For the US, there is no better stand-in for Al Qaeda than its successor the Islamic State. US policymakers have demonstrated a desire to use known terrorist organizations to wage proxy war against targeted nation-states, has previously done so in Afghanistan, and has clearly organized the geopolitical game board on all sides of Iran to facilitate its agenda laid out in 2009. With terrorists now killing people in Tehran, it is simply verification that this agenda is advancing onward.
Iran’s involvement in the Syrian conflict illustrates that Tehran is well aware of this conspiracy and is actively defending against it both within and beyond its borders. Russia is likewise an ultimate target of the proxy war in Syria and is likewise involved in resolving it in favor of stopping it there before it goes further.

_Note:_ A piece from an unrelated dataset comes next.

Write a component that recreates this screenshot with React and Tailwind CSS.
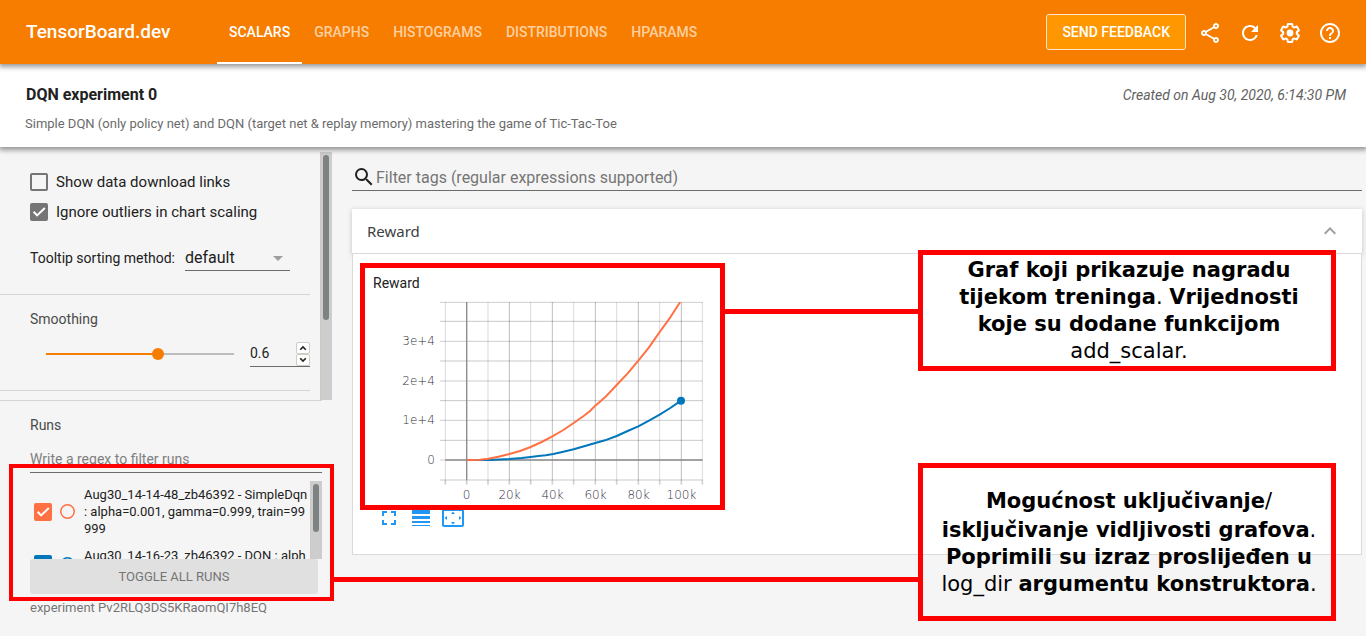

While terrorism in Europe, including the recent London attack, is held up as proof that the West is “also” being targeted by the Islamic State, evidence suggests otherwise. The attacks are more likely an exercise in producing plausible deniability.
In reality, the Islamic State – like Al Qaeda before it – depends on vast, multinational state sponsorship – state sponsorship the US, Europe, and its regional allies in the Persian Gulf are providing. It is also sponsorship they can – at anytime of their choosing – expose and end. They simply choose not to in pursuit of regional and global hegemony.
The 2009 Brookings paper is a signed and dated confession of the West’s proclivity toward using terrorism as a geopolitical tool. While Western headlines insist that nations like Iran, Russia, and China jeopardize global stability, it is clear that they themselves do so in pursuit of global hegemony.